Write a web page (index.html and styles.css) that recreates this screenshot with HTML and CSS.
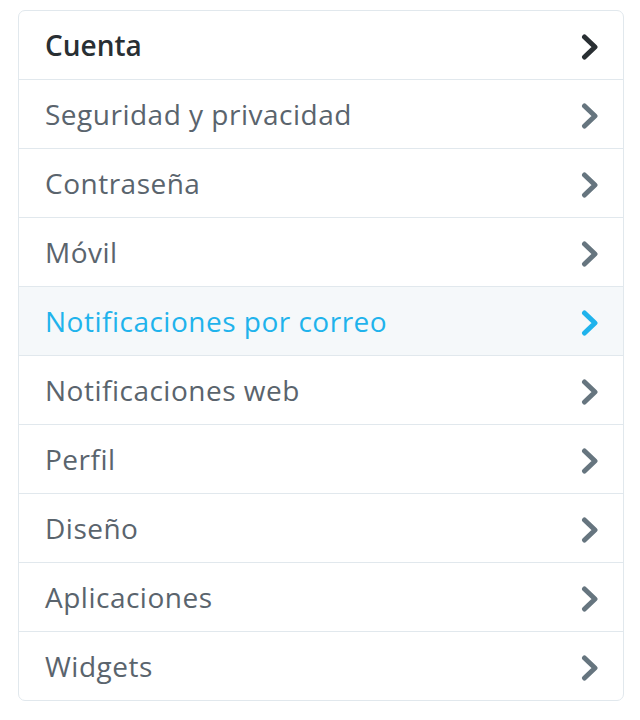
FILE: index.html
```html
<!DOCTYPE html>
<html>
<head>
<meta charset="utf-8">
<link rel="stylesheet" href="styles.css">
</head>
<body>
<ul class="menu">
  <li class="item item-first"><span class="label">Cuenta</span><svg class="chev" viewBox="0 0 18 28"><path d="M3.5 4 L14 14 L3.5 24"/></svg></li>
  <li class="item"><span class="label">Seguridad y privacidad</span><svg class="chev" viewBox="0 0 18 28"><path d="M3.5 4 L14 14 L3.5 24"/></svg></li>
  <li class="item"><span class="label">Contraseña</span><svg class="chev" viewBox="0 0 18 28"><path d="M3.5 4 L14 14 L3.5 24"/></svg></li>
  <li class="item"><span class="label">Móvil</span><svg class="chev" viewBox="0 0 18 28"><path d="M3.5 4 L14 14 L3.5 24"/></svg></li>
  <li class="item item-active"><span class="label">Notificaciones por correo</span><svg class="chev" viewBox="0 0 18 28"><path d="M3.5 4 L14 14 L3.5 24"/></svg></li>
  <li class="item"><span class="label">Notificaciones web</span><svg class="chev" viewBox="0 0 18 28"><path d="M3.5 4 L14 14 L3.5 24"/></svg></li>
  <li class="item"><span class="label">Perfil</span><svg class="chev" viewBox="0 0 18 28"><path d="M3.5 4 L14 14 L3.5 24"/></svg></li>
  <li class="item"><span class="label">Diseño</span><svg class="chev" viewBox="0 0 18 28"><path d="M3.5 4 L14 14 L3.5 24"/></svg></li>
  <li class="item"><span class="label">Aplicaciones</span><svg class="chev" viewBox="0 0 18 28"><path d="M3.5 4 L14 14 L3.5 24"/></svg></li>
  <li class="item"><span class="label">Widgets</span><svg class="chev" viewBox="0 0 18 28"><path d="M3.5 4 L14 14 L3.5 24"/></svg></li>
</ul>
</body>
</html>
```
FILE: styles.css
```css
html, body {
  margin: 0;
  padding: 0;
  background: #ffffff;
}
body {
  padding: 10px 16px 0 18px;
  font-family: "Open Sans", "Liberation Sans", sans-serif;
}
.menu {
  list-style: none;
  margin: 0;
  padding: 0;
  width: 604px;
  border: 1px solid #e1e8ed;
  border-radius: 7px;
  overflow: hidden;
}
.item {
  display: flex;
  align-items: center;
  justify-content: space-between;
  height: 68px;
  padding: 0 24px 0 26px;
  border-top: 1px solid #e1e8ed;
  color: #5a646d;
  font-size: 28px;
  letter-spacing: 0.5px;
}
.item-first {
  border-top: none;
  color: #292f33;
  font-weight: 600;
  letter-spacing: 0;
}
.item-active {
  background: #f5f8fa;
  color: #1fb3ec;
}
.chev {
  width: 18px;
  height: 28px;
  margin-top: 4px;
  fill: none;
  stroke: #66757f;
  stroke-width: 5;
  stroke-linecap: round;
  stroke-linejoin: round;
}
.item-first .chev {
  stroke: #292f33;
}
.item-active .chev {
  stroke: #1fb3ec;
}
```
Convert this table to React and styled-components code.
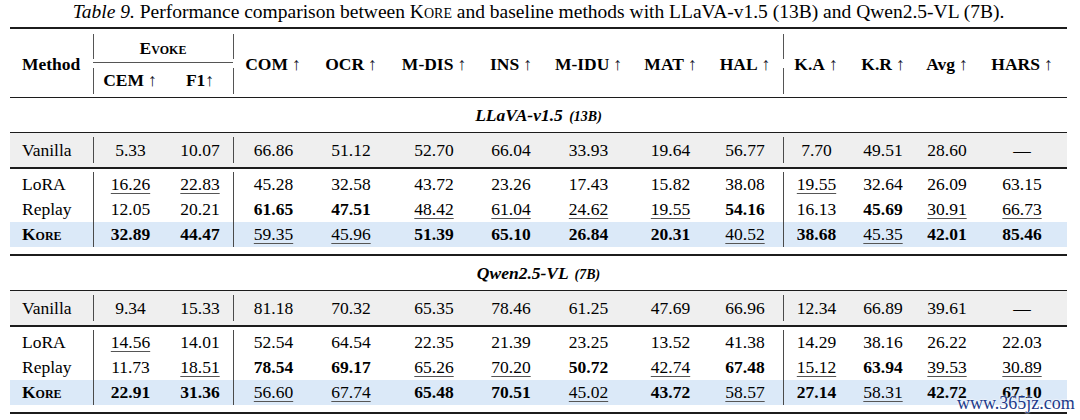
######
(What you will do): Across the material above, how many lines include the string "index"? Only the number is wanted.

(Solution for this task): 2